1 Même s’il ne constitue pas une pratique d’agissements anti-concurrentiels, le comportement d’une ou de plusieurs entreprises en position dominante peut également faire l’objet d’une contestation fondée sur les dispositions relatives à l’abus de position dominante s’il a eu ou est susceptible d’avoir pour effet d’empêcher ou de diminuer sensiblement la concurrence sur un marché dans lequel l’entreprise ou les entreprises en position dominante ont un intérêt concurrentiel plausible et si cet effet n’est pas le résultat d’une efficience économique supérieure. Toutefois, l’ajout de l’imposition de prix excessifs et injustes à la définition de « l’agissement anti-concurrentiel » ne facilite pas une contestation sur cette base.

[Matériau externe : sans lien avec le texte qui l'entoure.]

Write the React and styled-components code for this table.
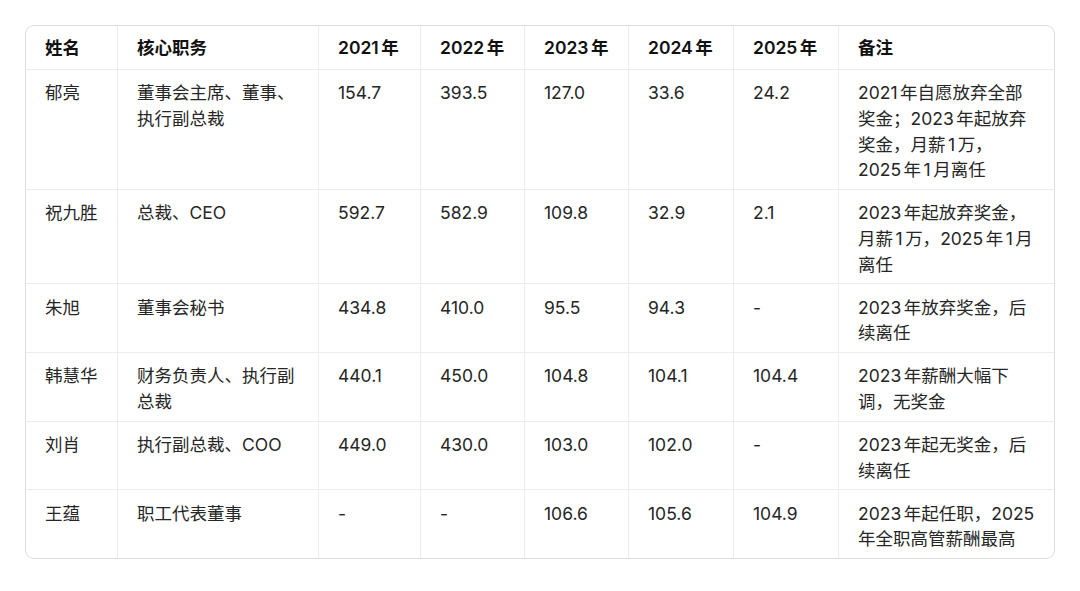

2 Dans certaines provinces canadiennes, la législation en matière de protection des consommateurs limite les opérations iniques avec des consommateurs, lesquelles consistent, entre autres, à facturer à un consommateur un prix nettement supérieur aux prix offerts par d’autres fournisseurs pour des produits similaires. Certaines provinces ont également adopté des mesures qui permettent d’interdire les prix excessifs, au moins pour certains types de produits essentiels, dans une situation d’urgence, généralement pour une période limitée après un certain type de choc de demande ou d’offre. Veuillez consulter l'analyse de Davies sur les restrictions relatives aux « hausses abusives des prix » mises en œuvre au début de la pandémie de COVID-19.
3 Le Tribunal pourrait imposer une sanction pécuniaire pouvant atteindre (i) 25 millions de dollars canadiens (35 millions de dollars canadiens pour les ordonnances suivantes) ou, si cette valeur est supérieure, (ii) le triple de la valeur du bénéfice tiré de la pratique anti concurrentielle (ou, si ce montant ne peut raisonnablement pas être déterminé, 3 % des recettes globales brutes annuelles mondiales de l’intimé.
4 Dans sa version actuellement proposée, le pouvoir du Tribunal d’ordonner un tel paiement aux parties privées n’entrerait en vigueur qu’un an après que les législations modificatrices auront reçu la sanction royale.